Tuesday, September 14, 2010

Ramblings of a Portfolio Manager

Running Scared, Running Right

R&D tax credits for small business. $50bn to build and improve our transportation infrastructure (none of which would be spent on signs touting such!). Extension of capital gains and income tax cuts. A $30bn fund to invest in banks to lend to small business. $17bn in tax breaks to business to hire unemployed workers. Tax credits? Tax cuts? Sounds like George Bush in year 5 of his administration. Oddly enough, in the Bizzarroland that is Washington D.C. these days, these are all proposals that have come out of the Obama administration in the last month alone! Odder still are the Republicans who are breaking rank with their party to jump on the President’s bandwagon for these plans at the same time a fair number of Democrats are jumping the ship of Obama like rats. Yup, the mid-term congressional elections are coming up and with the economy wallowing in the doldrums of no-growth, the politicians up for re-election are starting to fear for their cushy jobs. Now you understand why they call this the “silly season.” Desperate times call for desperate measures and, it seems, even the starry-eyed ideologue in the White House seems to be getting the message. We had postulated that that lone intractable zealot would wait for the election outcome to head in the right (double entendre intended) direction but it seems that he actually, albeit slowly, may be taking some cues from history. Specifically we refer to the Clinton years and it sure seems from our perspective that Obama is already taking baby steps toward the middle of the political spectrum. In the 90’s this move worked for Clinton, it worked for our economy and, ultimately, it worked spectacularly for our stock market. Now, Mr. O may not care about any of these three items but he certainly has a big concern for retaining sufficient power to push through his agendas and, well, if he has to bend a little to retain that power, maybe that’s a good idea. If any of this sounds like a 180 degree turn in the administration’s thinking, it is; and for the equity markets it has been recently, and will continue to be, a good thing.

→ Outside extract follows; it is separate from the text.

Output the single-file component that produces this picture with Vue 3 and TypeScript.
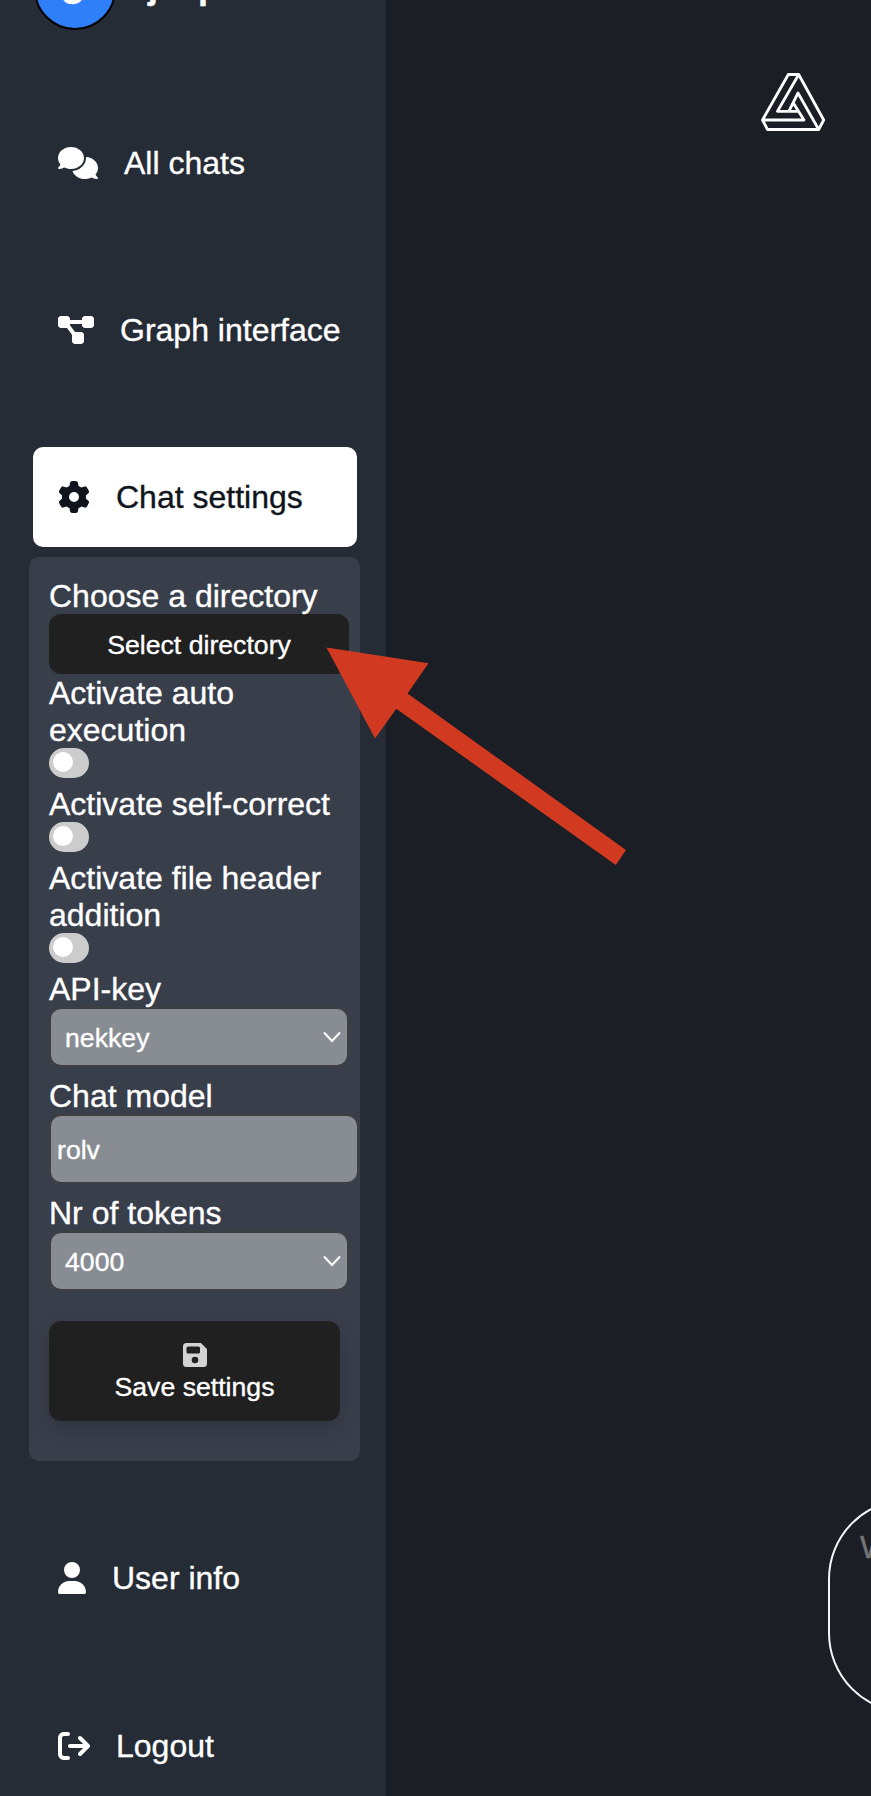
<script setup lang="ts">
interface NavItem {
  label: string
  width: number
  box: string
  path: string
}

const top: NavItem[] = [
  {
    label: 'All chats',
    width: 40,
    box: '0 0 640 512',
    path: 'M208 352c114.900 0 208-78.800 208-176S322.900 0 208 0S0 78.800 0 176c0 38.600 14.700 74.300 39.600 103.400c-3.500 9.400-8.700 17.700-14.200 24.700c-4.800 6.200-9.700 11-13.300 14.300c-1.800 1.600-3.300 2.900-4.300 3.700c-.5 .4-.9 .7-1.100 .8l-.2 .2C1 327.200-1.400 334.400 .8 340.900S9.100 352 16 352c21.800 0 43.800-5.600 62.100-12.500c9.200-3.500 17.800-7.400 25.200-11.400C134.100 343.300 169.800 352 208 352zM448 176c0 112.300-99.100 196.900-216.500 207C255.800 457.400 336.400 512 432 512c38.200 0 73.900-8.700 104.700-23.900c7.500 4 16 7.900 25.200 11.400c18.300 6.900 40.300 12.500 62.100 12.500c6.900 0 13.100-4.500 15.200-11.100c2.100-6.600-.2-13.800-5.800-17.900l-.2-.2c-.2-.2-.6-.4-1.100-.8c-1-.8-2.500-2-4.300-3.700c-3.600-3.300-8.500-8.100-13.300-14.300c-5.500-7-10.700-15.400-14.200-24.700c24.900-29 39.600-64.700 39.600-103.400c0-92.800-84.900-168.900-192.600-175.500c.4 5.100 .6 10.300 .6 15.500z',
  },
  {
    label: 'Graph interface',
    width: 36,
    box: '0 0 576 512',
    path: 'M0 80C0 53.500 21.500 32 48 32h96c26.500 0 48 21.500 48 48V96H384V80c0-26.500 21.500-48 48-48h96c26.500 0 48 21.500 48 48v96c0 26.500-21.500 48-48 48H432c-26.500 0-48-21.500-48-48V160H192v16c0 1.700-.1 3.400-.3 5L272 288h96c26.500 0 48 21.500 48 48v96c0 26.500-21.500 48-48 48H272c-26.500 0-48-21.500-48-48V336c0-1.700 .1-3.400 .3-5L144 224H48c-26.500 0-48-21.500-48-48V80z',
  },
]

const settings: NavItem = {
  label: 'Chat settings',
  width: 32,
  box: '0 0 512 512',
  path: 'M495.900 166.600c3.200 8.700 .5 18.400-6.400 24.600l-43.300 39.400c1.100 8.300 1.700 16.800 1.700 25.400s-.6 17.100-1.700 25.400l43.300 39.400c6.900 6.200 9.600 15.900 6.400 24.600c-4.400 11.900-9.700 23.300-15.800 34.300l-4.700 8.100c-6.600 11-14 21.400-22.100 31.200c-5.900 7.200-15.700 9.600-24.500 6.800l-55.700-17.700c-13.400 10.300-28.200 18.900-44 25.400l-12.500 57.100c-2 9.100-9 16.300-18.200 17.800c-13.800 2.300-28 3.500-42.500 3.500s-28.700-1.200-42.500-3.500c-9.200-1.500-16.200-8.700-18.200-17.800l-12.500-57.100c-15.800-6.500-30.600-15.100-44-25.400L83.100 425.900c-8.800 2.800-18.600 .3-24.500-6.800c-8.100-9.800-15.500-20.200-22.100-31.200l-4.700-8.100c-6.100-11-11.400-22.400-15.800-34.300c-3.200-8.700-.5-18.400 6.400-24.600l43.300-39.400C64.600 273.100 64 264.600 64 256s.6-17.100 1.700-25.400L22.400 191.200c-6.900-6.200-9.600-15.900-6.400-24.600c4.400-11.900 9.700-23.300 15.800-34.300l4.700-8.100c6.600-11 14-21.400 22.100-31.200c5.900-7.200 15.700-9.600 24.500-6.800l55.700 17.700c13.400-10.300 28.200-18.900 44-25.400l12.500-57.100c2-9.100 9-16.300 18.200-17.800C227.300 1.200 241.500 0 256 0s28.700 1.200 42.500 3.500c9.200 1.500 16.200 8.700 18.200 17.800l12.500 57.100c15.800 6.500 30.600 15.100 44 25.400l55.700-17.700c8.800-2.800 18.600-.3 24.500 6.800c8.100 9.800 15.500 20.200 22.100 31.200l4.700 8.100c6.100 11 11.400 22.400 15.800 34.300zM256 336a80 80 0 1 0 0-160 80 80 0 1 0 0 160z',
}

const bottom: NavItem[] = [
  {
    label: 'User info',
    width: 28,
    box: '0 0 448 512',
    path: 'M224 256A128 128 0 1 0 224 0a128 128 0 1 0 0 256zm-45.700 48C79.800 304 0 383.800 0 482.300C0 498.700 13.300 512 29.700 512H418.300c16.400 0 29.700-13.300 29.700-29.700C448 383.800 368.200 304 269.700 304H178.300z',
  },
  {
    label: 'Logout',
    width: 32,
    box: '0 0 512 512',
    path: 'M502.600 278.600c12.500-12.500 12.500-32.800 0-45.300l-128-128c-12.500-12.500-32.800-12.500-45.300 0s-12.500 32.800 0 45.300L402.700 224 192 224c-17.700 0-32 14.300-32 32s14.300 32 32 32l210.700 0-73.400 73.400c-12.500 12.500-12.500 32.800 0 45.300s32.800 12.500 45.300 0l128-128zM160 96c17.700 0 32-14.300 32-32s-14.300-32-32-32L96 32C43 32 0 75 0 128L0 384c0 53 43 96 96 96l64 0c17.700 0 32-14.300 32-32s-14.300-32-32-32l-64 0c-17.700 0-32-14.300-32-32l0-256c0-17.700 14.300-32 32-32l64 0z',
  },
]

const toggles: string[] = ['Activate auto execution', 'Activate self-correct', 'Activate file header addition']
</script>

<template>
  <div class="page">
    <aside class="sidebar">
      <div class="profile">
        <div class="avatar">J</div>
        <span class="name">jesp</span>
      </div>
      <nav class="group">
        <div v-for="n in top" :key="n.label" class="item">
          <svg :width="n.width" height="32" :viewBox="n.box"><path :d="n.path" /></svg>
          <span>{{ n.label }}</span>
        </div>
        <div class="item active">
          <svg :width="settings.width" height="32" :viewBox="settings.box"><path :d="settings.path" /></svg>
          <span>{{ settings.label }}</span>
        </div>
      </nav>

      <section class="panel">
        <div class="label">Choose a directory</div>
        <button class="pick">Select directory</button>
        <template v-for="t in toggles" :key="t">
          <div class="label">{{ t }}</div>
          <div class="toggle-row"><span class="toggle"><i class="knob"></i></span></div>
        </template>
        <div class="label">API-key</div>
        <div class="field">
          <span>nekkey</span>
          <svg width="18" height="12" viewBox="0 0 18 12"><path d="M1 1.500 9 10l8-8.500" /></svg>
        </div>
        <div class="label">Chat model</div>
        <div class="field text"><span>rolv</span></div>
        <div class="label">Nr of tokens</div>
        <div class="field">
          <span>4000</span>
          <svg width="18" height="12" viewBox="0 0 18 12"><path d="M1 1.500 9 10l8-8.500" /></svg>
        </div>
        <button class="save">
          <svg width="24" height="24" viewBox="0 0 24 24">
            <path fill-rule="evenodd" d="M3.500 0H18l6 6v14.500a3.500 3.500 0 0 1-3.500 3.500h-17A3.500 3.500 0 0 1 0 20.500v-17A3.500 3.500 0 0 1 3.500 0zM5 3.500A1.500 1.500 0 0 0 3.500 5v4A1.500 1.500 0 0 0 5 10.500h10.500A1.500 1.500 0 0 0 17 9V5a1.500 1.500 0 0 0-1.500-1.500zM12 13.700a3.300 3.300 0 1 0 0 6.600 3.300 3.300 0 0 0 0-6.600z" />
          </svg>
          <span>Save settings</span>
        </button>
      </section>

      <nav class="group lower">
        <div v-for="n in bottom" :key="n.label" class="item">
          <svg :width="n.width" height="32" :viewBox="n.box"><path :d="n.path" /></svg>
          <span>{{ n.label }}</span>
        </div>
      </nav>
    </aside>

    <main class="main">
      <svg class="logo" width="64" height="60" viewBox="0 0 64 60">
        <path d="M27.300 2.500h10.400L62.700 48l-5 9.500H6.500L1.500 48zM37.700 2.500 16.500 39.300h20.300M1.500 48H43L32 30.500M27.800 39.300 37 21l20.700 36.500" />
      </svg>
      <div class="prompt">W</div>
    </main>

    <svg class="arrow" width="302" height="220" viewBox="0 0 302 220">
      <path d="M-.5-.5 101.500 15.200 80.500 45.500 299 202 288.800 217 69.300 60.800 48 90.500z" />
    </svg>
  </div>
</template>

<style>
body {
  background: #1b1e25;
}
</style>

<style scoped>
.page {
  position: relative;
  display: flex;
  width: 871px;
  height: 1796px;
  overflow: hidden;
  background: #1b1e25;
  color: #fff;
  font: 32px/37px "Liberation Sans", Arial, sans-serif;
  -webkit-text-stroke: 0.35px currentColor;
}
.page * {
  box-sizing: border-box;
}
.sidebar {
  flex: none;
  width: 386px;
  height: 1796px;
  background: #262c36;
}
.profile {
  display: flex;
  gap: 32px;
  height: 113px;
  padding-left: 34px;
}
.avatar {
  flex: none;
  width: 82px;
  height: 82px;
  margin-top: -52px;
  padding-right: 3px;
  border: 2px solid #000;
  border-radius: 50%;
  background: #2e7ff8;
  font-size: 44px;
  font-weight: 700;
  line-height: 78px;
  text-align: center;
}
.name {
  margin-top: -33px;
  font-size: 36px;
  font-weight: 700;
}
.group {
  display: flex;
  flex-direction: column;
  gap: 67px;
  padding-left: 33px;
}
.item {
  display: flex;
  align-items: center;
  gap: 26px;
  width: 324px;
  height: 100px;
  padding-left: 25px;
  border-radius: 10px;
  white-space: nowrap;
}
.item svg {
  flex: none;
  fill: currentColor;
}
.active {
  background: #fff;
  color: #10151d;
}
.panel {
  width: 331px;
  height: 904px;
  margin: 10px 0 0 29px;
  padding: 20px;
  border-radius: 10px;
  background: #393e4b;
}
.label {
  position: relative;
  top: 1px;
}
button {
  display: flex;
  align-items: center;
  justify-content: center;
  padding: 2px 0 0;
  border: 0;
  border-radius: 12px;
  background: #202020;
  color: #fff;
  font: 26.667px/31px "Liberation Sans", Arial, sans-serif;
}
.pick {
  width: 300px;
  height: 60px;
}
.toggle-row {
  height: 37px;
}
.toggle {
  display: block;
  width: 40px;
  height: 30px;
  padding: 4px;
  border-radius: 15px;
  background: #ccc;
}
.knob {
  display: block;
  width: 20px;
  height: 20px;
  border-radius: 50%;
  background: #fff;
}
.field {
  display: flex;
  align-items: center;
  justify-content: space-between;
  width: 300px;
  height: 60px;
  margin-bottom: 10px;
  padding: 0 6px 0 14px;
  border: 2px solid #3f3f42;
  border-radius: 12px;
  background: #888c93;
  font-size: 26.667px;
}
.field span {
  padding-top: 2px;
}
.field svg {
  fill: none;
  stroke: #fff;
  stroke-width: 2;
}
.text {
  width: 310px;
  height: 70px;
  padding-left: 6px;
}
.save {
  flex-direction: column;
  justify-content: flex-start;
  gap: 5px;
  width: 291px;
  height: 100px;
  margin-top: 30px;
  padding-top: 22px;
  box-shadow: 0 8px 20px rgba(0, 0, 0, 0.15);
}
.save svg {
  fill: #d3d3d3;
}
.lower {
  margin-top: 67px;
  gap: 68px;
}
.main {
  flex: 1;
  display: flex;
  flex-direction: column;
  min-width: 0;
}
.logo {
  margin: 72px 0 0 375px;
  fill: none;
  stroke: #fff;
  stroke-width: 2.800;
  stroke-linejoin: round;
}
.prompt {
  flex: none;
  width: 600px;
  height: 214px;
  margin: 1367px 0 0 442px;
  padding: 28px 30px;
  border: 2px solid #f5f5f5;
  border-radius: 80px;
  color: #757575;
}
.arrow {
  position: absolute;
  left: 327px;
  top: 648px;
  overflow: visible;
  fill: #d13a20;
}
</style>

Will it last? Since the President began his (begrudgingly) pro-business stumping, the S&P 500 has risen over 60 points and the Dow is up close to 500 points. Is the market discounting a kinder, friendlier Administration post-November? Or is it looking forward to all the congressional bums being thrown out? Or is it starting to read the tea leaves that have been showing the World economy (including the US) was and is not as bad as believed in May through August? Did interest rates get just too low? Or was the market just oversold on light summer volume? Yes. The answer, in our humble opinion, is probably a combination of all these factors. Taken with the extraordinary build up of negativity in the markets since April--which we have been discussing over the last month--all these factors conspired to take what was a very over-sold US equity market and give it a lift. But, we ask again, will it last? And if so how long? Sentiment has definitely improved, the extension of the Bush tax cuts is seen as all but a given (the only debate is how far up the income ladder to extend them), Vegas is long a Republican victory in November, Obama is obviously on some pro-business narcotic (where can we buy more?) and even Warren Buffett is out saying “no way will we have a double dip.” Is all the good news already in the market? Will the markets sell off post-election day? The trader in us says “probably.” The long-term investor in us, however, says “ we still have some way to go and if the market does sell off, buy, buy, buy.” Over the last two weeks, taking advantage of historically low rates, corporate America has been drastically improving its balance sheet. Equity issues, sub 1% debt issues, 100 year bond issues, you name it, if healthy corporations could exploit the dislocations we have in interest rates and stock prices, they did it. And that bodes well for the future—for earnings and growth.

We’re buyers into mid-October when we will get a better read on the political polls. Investors will probably take whatever those polls say as an opportunity to take profits. Late October and early November may be rocky but that’s when you buy—economic data and the political landscape will be better then than they are now, earnings estimates will be higher and the market will start focusing on 2011 earnings, which are sill around $90 for the S&P500, an all time high. Remember, stock prices are a function of the multiple (Price/Earnings, for example) and that which the multiple is measuring. Right now we have a good number to measure (S&P earnings) but sentiment is keeping the multiple down. We expect late November and December will bring us a lot to be optimistic about and with both multiples and earnings estimates high, we could see a very, very nice Santa Clause rally.